The first point I want to make about the resurrection of Jesus Christ today is: It is more than just a story. One Sunday morning after I had preached on the resurrection several years ago, a young woman came up to me and said, “Rev. Buchanan, I sat there with tears in my eyes this morning thinking how wonderful it would be if what you said were true.” If it were true? The resurrection is more than symbolism for a beautiful thought, it is reality. Someone has said, “The real problem of advancing the kingdom of God is not the unbelief of the world, but the half-belief of the church.”

How we view the reality of the resurrection is extremely important, for the resurrection is at the center of our faith. Christ’s death on the cross is very important, but it cannot be the end of our faith, the resurrection must be where our faith ultimately culminates. If Christ merely died for us, he would be no more or less than any other great man, but he did more: he rose from the dead. He conquered hell and the grave, and made eternity possible. If Christ only died, then the Bible says, “. . .your faith is futile; you are still in your sins. . . If only for this life we have hope in Christ, we are to be pitied more than all men” (1 Corinthians 15:17-19). If Christ only died, then he is only a dead prophet. But if he did conquer death, he is the giver of resurrection life which is eternal.
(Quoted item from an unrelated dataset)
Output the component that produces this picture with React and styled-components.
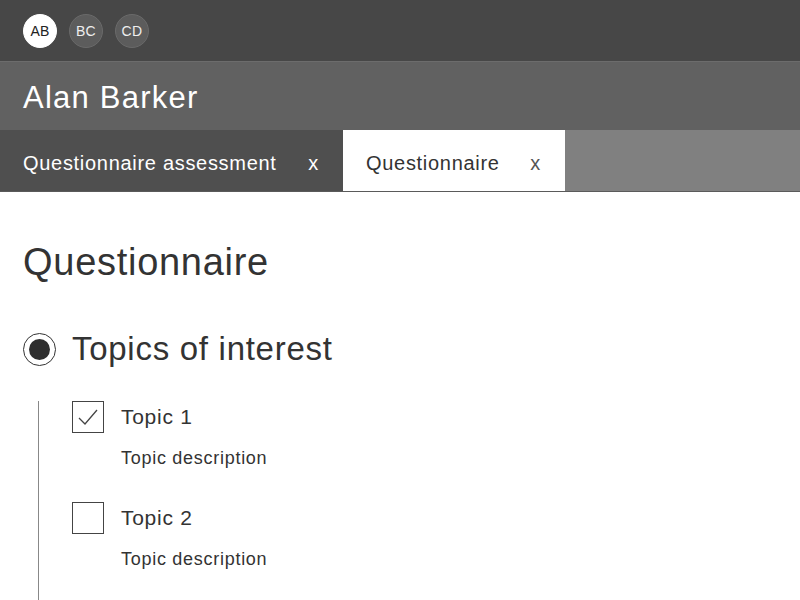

J.B. Phillips tells us, “It is, of course, impossible to exaggerate the importance of the. . . Resurrection. If, after all his claims and promises, Christ had died and merely lived on as a. . . memory, he could only be revered as an extremely good but profoundly mistaken man. His claims to be God, his claims to be himself the very principle of Life, would be mere self-delusion.”

The thing which completely confounded the people living during the time of the early church was the tremendous courage and boldness with which the Apostles and early believers defied the threats of punishment and death. The fear of death no longer dominated them. They were not intimidated by the kingdom of the world, for something very profound had happened to them. They had witnessed a living Christ — after an awful death. Seeing that courage and faith in the early church brought many people to trust Christ for themselves. Conversely, seeing the lack of that kind of courage and faith has led many in our day to disbelieve the reality of it all. When they look at people who cannot witness to the goodness of God in their lives, then their skepticism is justified. People are attracted to a faith that is worth dying for, a faith that overcomes the fear of people and the fear of death, but they are repulsed by a faith that is so weak it falls apart in adversity, or dares not speak of God for fear of rejection. The early believers baffled, and even infuriated, the world of their day with their defiant courage. The world of our day often laughs at Christians who are afraid of life, let alone death.